Mom taught me the power of autonomy. She has owned several businesses and worked several jobs. Some people are designed to govern themselves and we are those people. I like to think that Mom taught me to be myself. The greatest lesson of my years is that you have to do the work that you want to do. More importantly, you have to work hard to do it.
Mom taught me that words mean nothing without the action to back them up.
Mom taught me how to give affection. I can melt into her arms like I’m 6 years old. There is no embrace like that of a mother, and Mom does it well. On low days, I feel like there is a hole in my chest that can only be filled by Mom. It’s not imagined, it’s a real physical feeling. She taught me the power of human touch. If an infant is left in an incubator without human touch for too long, it will die. If you don’t get held by your mother occasionally, your love of life will die.
Mom taught me the strength in storytelling. Nobody tells stories like Mom. Period. Stories challenge you to challenge your reality. Stories force you to empathize. Stories make you laugh. Mom taught me how powerful laughter is with her stories.

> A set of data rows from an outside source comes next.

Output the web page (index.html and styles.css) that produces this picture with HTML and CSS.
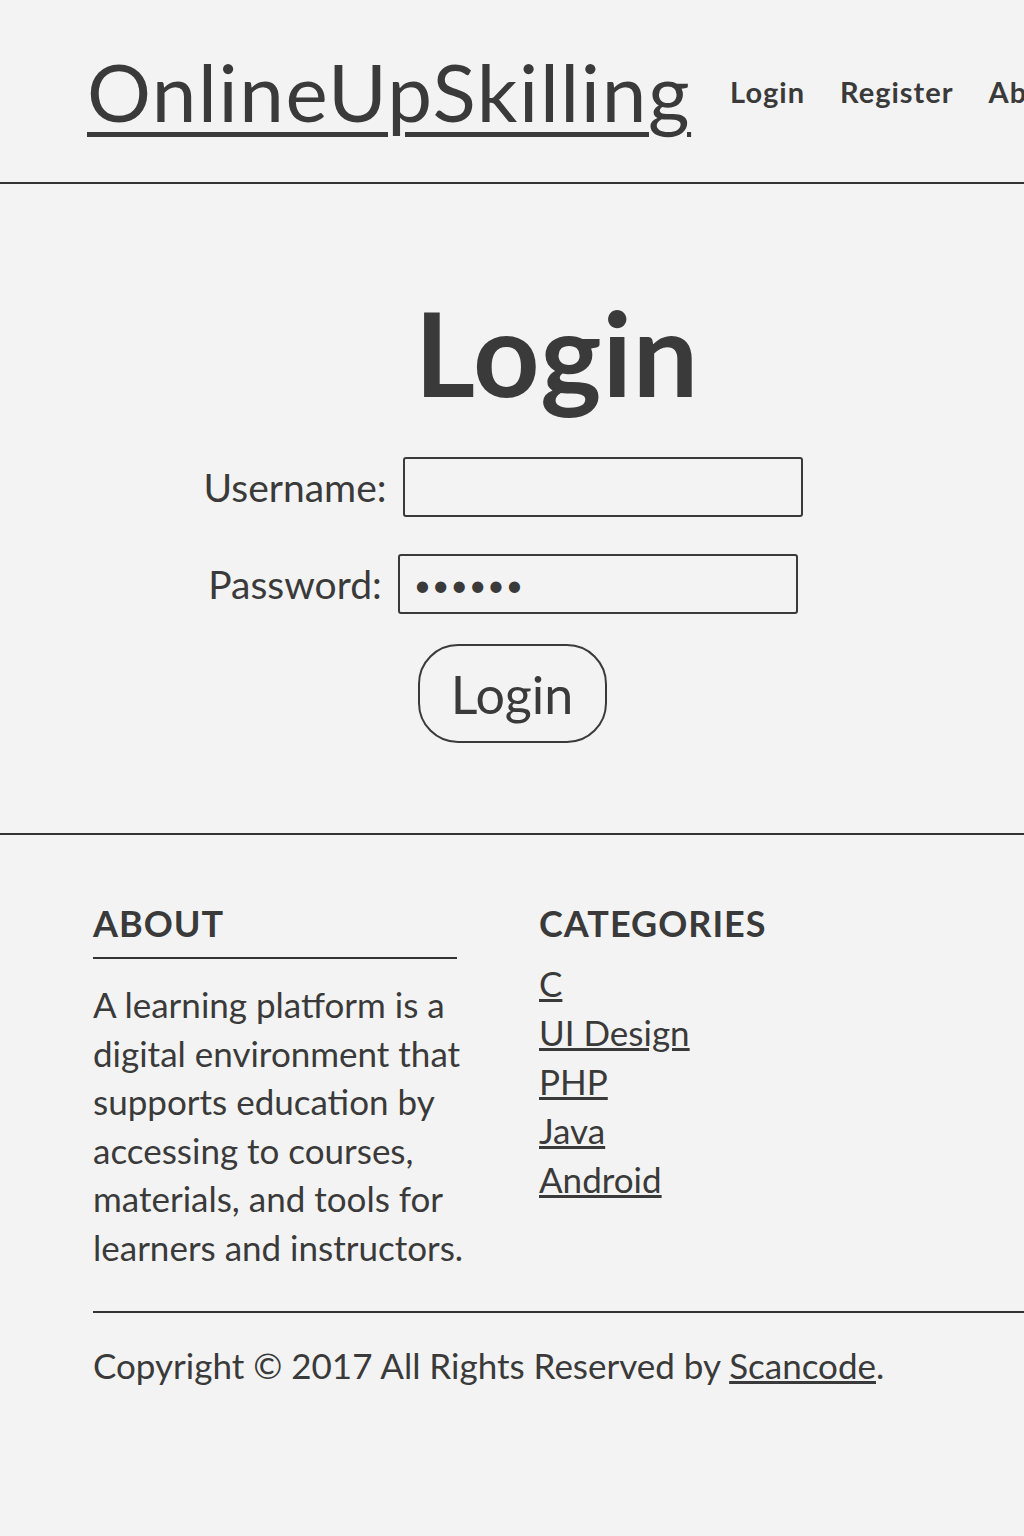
FILE: index.html
```html
<!DOCTYPE html>
<html lang="en">
<head>
    <title>Login - OnlineUpSkilling</title>
    <link rel="stylesheet" href="styles.css">
</head>
<body>
    <header class="site-header">
        <a class="logo" href="#">OnlineUpSkilling</a>
        <nav class="nav">
            <a href="#">Login</a>
            <a href="#">Register</a>
            <a href="#">About</a>
        </nav>
    </header>

    <main class="login">
        <h1>Login</h1>
        <form class="login-form">
            <div class="form-row">
                <label for="username">Username:</label>
                <input type="text" id="username">
            </div>
            <div class="form-row">
                <label for="password">Password:</label>
                <input type="password" id="password" value="secret">
            </div>
            <button type="submit" class="button">Login</button>
        </form>
    </main>

    <footer class="site-footer">
        <div class="footer-cols">
            <div class="footer-about">
                <h3>ABOUT</h3>
                <p>A learning platform is a digital environment that supports education by accessing to courses, materials, and tools for learners and instructors.</p>
            </div>
            <div class="footer-categories">
                <h3>CATEGORIES</h3>
                <ul>
                    <li><a href="#">C</a></li>
                    <li><a href="#">UI Design</a></li>
                    <li><a href="#">PHP</a></li>
                    <li><a href="#">Java</a></li>
                    <li><a href="#">Android</a></li>
                </ul>
            </div>
        </div>
        <div class="copyright">
            Copyright &copy; 2017 All Rights Reserved by <a href="#">Scancode</a>.
        </div>
    </footer>
</body>
</html>
```

FILE: styles.css
```css
body {
    margin: 0;
    padding: 0;
    background-color: #f3f3f3;
    color: #3a3a3a;
    font-family: Lato, "Open Sans", sans-serif;
    overflow-x: hidden;
}

a {
    color: #3a3a3a;
}

/* header */
.site-header {
    display: flex;
    align-items: center;
    height: 182px;
    padding-left: 87px;
    border-bottom: 2px solid #333;
    white-space: nowrap;
}

.logo {
    font-size: 80px;
    letter-spacing: 1.6px;
    line-height: 1.2;
    text-decoration-thickness: 5px;
    text-underline-offset: 10px;
}

.nav {
    display: flex;
    gap: 35px;
    margin-left: 39px;
}

.nav a {
    font-size: 29px;
    font-weight: 700;
    letter-spacing: 1px;
    text-decoration: none;
}

/* login */
.login {
    padding: 111px 0 90px;
    border-bottom: 2px solid #333;
}

.login h1 {
    margin: 0;
    padding-left: 90px;
    font-size: 116px;
    font-weight: 700;
    letter-spacing: 1px;
    line-height: 1;
    text-align: center;
}

.login-form {
    display: flex;
    flex-direction: column;
    align-items: center;
    margin-top: 46px;
}

.form-row {
    display: flex;
    align-items: center;
    gap: 16px;
    margin-right: 18px;
    margin-bottom: 37px;
}

.form-row label {
    font-size: 39px;
}

.form-row input {
    box-sizing: border-box;
    width: 400px;
    height: 60px;
    padding: 0 14px;
    background: transparent;
    border: 2px solid #3a3a3a;
    border-radius: 3px;
    color: #3a3a3a;
    font-family: inherit;
    font-size: 30px;
    letter-spacing: 1px;
}

.form-row + .form-row {
    margin-bottom: 30px;
}

.button {
    box-sizing: border-box;
    width: 189px;
    height: 99px;
    background: transparent;
    border: 2.5px solid #3a3a3a;
    border-radius: 40px;
    color: #3a3a3a;
    font-family: inherit;
    font-size: 52px;
    cursor: pointer;
}

/* footer */
.site-footer {
    padding: 66px 0 100px 93px;
}

.footer-cols {
    display: flex;
    gap: 66px;
}

.footer-about {
    width: 380px;
}

.site-footer h3 {
    margin: 0;
    padding-bottom: 12px;
    border-bottom: 2px solid transparent;
    font-size: 36px;
    font-weight: 700;
    letter-spacing: 1px;
    line-height: 44px;
}

.footer-about h3 {
    width: 364px;
    border-bottom-color: #333;
}

.footer-about p {
    margin: 21px 0 0;
    font-size: 35px;
    line-height: 48.6px;
}

.footer-categories ul {
    margin: 0;
    padding: 0;
    list-style: none;
    font-size: 35px;
    line-height: 49px;
}

.copyright {
    margin-top: 39px;
    padding-top: 28px;
    border-top: 2px solid #333;
    font-size: 35px;
    line-height: 48.6px;
    white-space: nowrap;
}
```
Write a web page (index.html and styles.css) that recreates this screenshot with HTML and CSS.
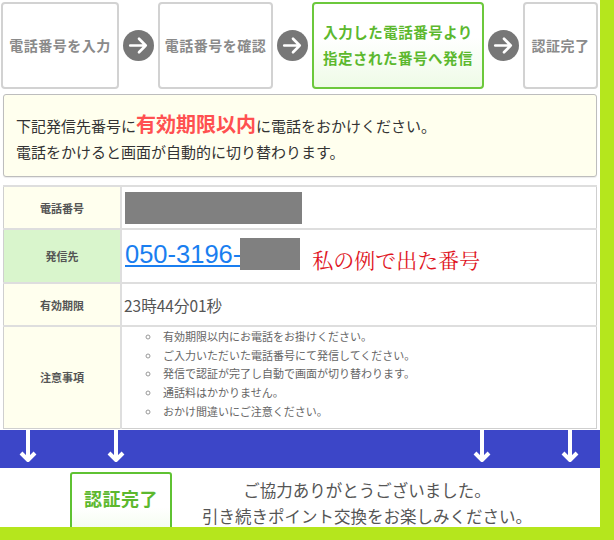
FILE: index.html
```html
<!DOCTYPE html>
<html lang="ja">
<head>
<meta charset="utf-8">
<link rel="stylesheet" href="styles.css">
</head>
<body>
<div class="frame">
  <div class="steps">
    <div class="step w1">電話番号を入力</div>
    <span class="next"><svg viewBox="0 0 30 30" width="31" height="31"><circle cx="15" cy="15" r="15" fill="#777"/><path d="M7 15 H22 M15.5 8.5 L22 15 L15.5 21.5" fill="none" stroke="#fff" stroke-width="2.6" stroke-linecap="round" stroke-linejoin="round"/></svg></span>
    <div class="step w2">電話番号を確認</div>
    <span class="next"><svg viewBox="0 0 30 30" width="31" height="31"><circle cx="15" cy="15" r="15" fill="#777"/><path d="M7 15 H22 M15.5 8.5 L22 15 L15.5 21.5" fill="none" stroke="#fff" stroke-width="2.6" stroke-linecap="round" stroke-linejoin="round"/></svg></span>
    <div class="step w3 active">入力した電話番号より<br>指定された番号へ発信</div>
    <span class="next"><svg viewBox="0 0 30 30" width="31" height="31"><circle cx="15" cy="15" r="15" fill="#777"/><path d="M7 15 H22 M15.5 8.5 L22 15 L15.5 21.5" fill="none" stroke="#fff" stroke-width="2.6" stroke-linecap="round" stroke-linejoin="round"/></svg></span>
    <div class="step w4">認証完了</div>
  </div>

  <div class="notice">
    <p>下記発信先番号に<span class="em">有効期限以内</span>に電話をおかけください。</p>
    <p>電話をかけると画面が自動的に切り替わります。</p>
  </div>

  <table class="info">
    <tr class="r1">
      <th>電話番号</th>
      <td><span class="mask m1"></span></td>
    </tr>
    <tr class="r2">
      <th class="green">発信先</th>
      <td><span class="tel"><a href="#">050-3196-</a><span class="mask m2"></span></span><span class="note">私の例で出た番号</span></td>
    </tr>
    <tr class="r3">
      <th>有効期限</th>
      <td class="time">23時44分01秒</td>
    </tr>
    <tr class="r4">
      <th>注意事項</th>
      <td>
        <ul class="rules">
          <li>有効期限以内にお電話をお掛けください。</li>
          <li>ご入力いただいた電話番号にて発信してください。</li>
          <li>発信で認証が完了し自動で画面が切り替わります。</li>
          <li>通話料はかかりません。</li>
          <li>おかけ間違いにご注意ください。</li>
        </ul>
      </td>
    </tr>
  </table>

  <div class="band">
    <div class="grp">
      <svg class="down" viewBox="0 0 20 34" width="20" height="34"><path d="M10 0 V30 M3 23 L10 30 L17 23" fill="none" stroke="#fff" stroke-width="4" stroke-linejoin="round"/></svg>
      <svg class="down" viewBox="0 0 20 34" width="20" height="34"><path d="M10 0 V30 M3 23 L10 30 L17 23" fill="none" stroke="#fff" stroke-width="4" stroke-linejoin="round"/></svg>
    </div>
    <div class="grp">
      <svg class="down" viewBox="0 0 20 34" width="20" height="34"><path d="M10 0 V30 M3 23 L10 30 L17 23" fill="none" stroke="#fff" stroke-width="4" stroke-linejoin="round"/></svg>
      <svg class="down" viewBox="0 0 20 34" width="20" height="34"><path d="M10 0 V30 M3 23 L10 30 L17 23" fill="none" stroke="#fff" stroke-width="4" stroke-linejoin="round"/></svg>
    </div>
  </div>

  <div class="done">
    <div class="done-box">認証完了</div>
    <div class="thanks">
      <p>ご協力ありがとうございました。</p>
      <p>引き続きポイント交換をお楽しみください。</p>
    </div>
  </div>
</div>
</body>
</html>
```

FILE: styles.css
```css
html, body {
  margin: 0;
  padding: 0;
}
body {
  background: #b5e61d;
  width: 614px;
  height: 540px;
  overflow: hidden;
  font-family: "Noto Sans CJK JP", "Noto Sans", sans-serif;
  color: #444;
}
.frame {
  width: 600px;
  height: 527px;
  background: #fff;
  overflow: hidden;
}

/* steps */
.steps {
  display: flex;
  align-items: center;
  gap: 4px;
  height: 89px;
  padding: 1px 0 0 1px;
  box-sizing: border-box;
}
.step {
  height: 87px;
  box-sizing: border-box;
  border: 2px solid #d2d2d2;
  border-radius: 4px;
  display: flex;
  align-items: center;
  justify-content: center;
  text-align: center;
  font-size: 14px;
  font-weight: bold;
  color: #8a8a8a;
  letter-spacing: 0.5px;
  line-height: 26px;
}
.w1 { width: 118px; }
.w2 { width: 115px; }
.w3 { width: 172px; }
.w4 { width: 75px; }
.step.active {
  border-color: #6cc83c;
  color: #5cb82e;
  font-size: 14.5px;
  background: linear-gradient(#ffffff 40%, #eefbe6);
}
.next {
  display: flex;
  width: 31px;
  height: 31px;
}

/* notice */
.notice {
  margin: 5px 3px 0;
  height: 83px;
  box-sizing: border-box;
  border: 1px solid #bdbdbd;
  border-radius: 3px;
  background: #ffffee;
  padding: 18px 12px 0;
  box-shadow: 0 1px 1px rgba(0,0,0,0.08);
}
.notice p {
  margin: 0;
  font-size: 15px;
  line-height: 26px;
  color: #333;
}
.notice .em {
  color: #ff5050;
  font-size: 20px;
  font-weight: bold;
  line-height: 1;
}

/* table */
.info {
  margin: 8px 3px 0;
  width: 594px;
  border-collapse: collapse;
  border: 1px solid #cfcfcf;
}
.info th, .info td {
  border-top: 2px solid #dedede;
  padding: 0;
  vertical-align: middle;
}
.info th {
  width: 116px;
  background: #ffffee;
  font-size: 11px;
  font-weight: bold;
  color: #555;
  border-right: 2px solid #dedede;
}
.info th.green {
  background: #d9f5cc;
}
.r1 th, .r1 td { height: 41px; }
.r2 th, .r2 td { height: 52px; }
.r3 th, .r3 td { height: 41px; }
.r4 th, .r4 td { height: 100px; }

.info td {
  padding-left: 3px;
}
.mask {
  display: inline-block;
  background: #808080;
  height: 32px;
  vertical-align: middle;
}
.m1 { width: 177px; }
.m2 { width: 60px; }
.tel {
  display: inline-flex;
  align-items: center;
}
.tel a {
  font-family: "Liberation Sans", Arial, sans-serif;
  font-size: 25.5px;
  color: #1a7ef0;
  text-decoration: underline;
  margin-right: -1px;
}
.note {
  display: inline-block;
  vertical-align: middle;
  margin-left: 12px;
  font-family: "Noto Serif CJK JP", "IPAMincho", serif;
  font-size: 21px;
  color: #e0141e;
}
.info td.time {
  font-size: 15.5px;
  color: #555;
  padding-left: 2px;
}
.rules {
  margin: 0;
  padding: 0 0 7px 36px;
  list-style: circle;
  font-size: 11px;
  line-height: 18.7px;
  color: #666;
}
.rules li {
  padding-left: 2px;
}
.rules li::marker {
  color: #999;
}

/* blue band */
.band {
  margin-top: 1px;
  height: 38px;
  background: #3c46c8;
  display: flex;
  justify-content: space-between;
  padding: 0 20px 0 18px;
}
.grp {
  display: flex;
  gap: 68px;
}
.down {
  display: block;
}

/* bottom */
.done {
  display: flex;
  padding: 4px 38px 0 70px;
}
.done-box {
  width: 102px;
  height: 70px;
  box-sizing: border-box;
  border: 2px solid #5fc232;
  border-radius: 3px;
  background: linear-gradient(#ffffff 50%, #effbe8);
  color: #5cb82e;
  font-size: 18px;
  font-weight: bold;
  text-align: center;
  padding-top: 11px;
  letter-spacing: 0.5px;
}
.thanks {
  flex: 1;
  text-align: center;
  padding-top: 5px;
}
.thanks p {
  margin: 0;
  font-size: 16.5px;
  line-height: 26px;
  color: #555;
}
```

Mom taught me that we have to say goodbye. She hasn’t left me yet, and I dread the day more than anything, but I know it will be ok. When we part forever, I know that I became a man because of her. She took me through my first 18 years and continues to help me through my remaining years. There is no pain, in my eyes, like losing your mother. She says there is no pain like losing a son. I think that we both may be wrong. I think that losing your loved ones is hardest when you don’t express yourselves fully to them. The most important thing that I have learned from Mom is how to love. She didn’t teach me the steps of love or the steps to expressing it, and whatever I learned was not explicitly taught. The love that I experience from and for Mom is what has taught me that we must express our love. We must express love for the air, our family, food, the sun, and ourselves. Mom has shown my how to love completely and that I must share that love.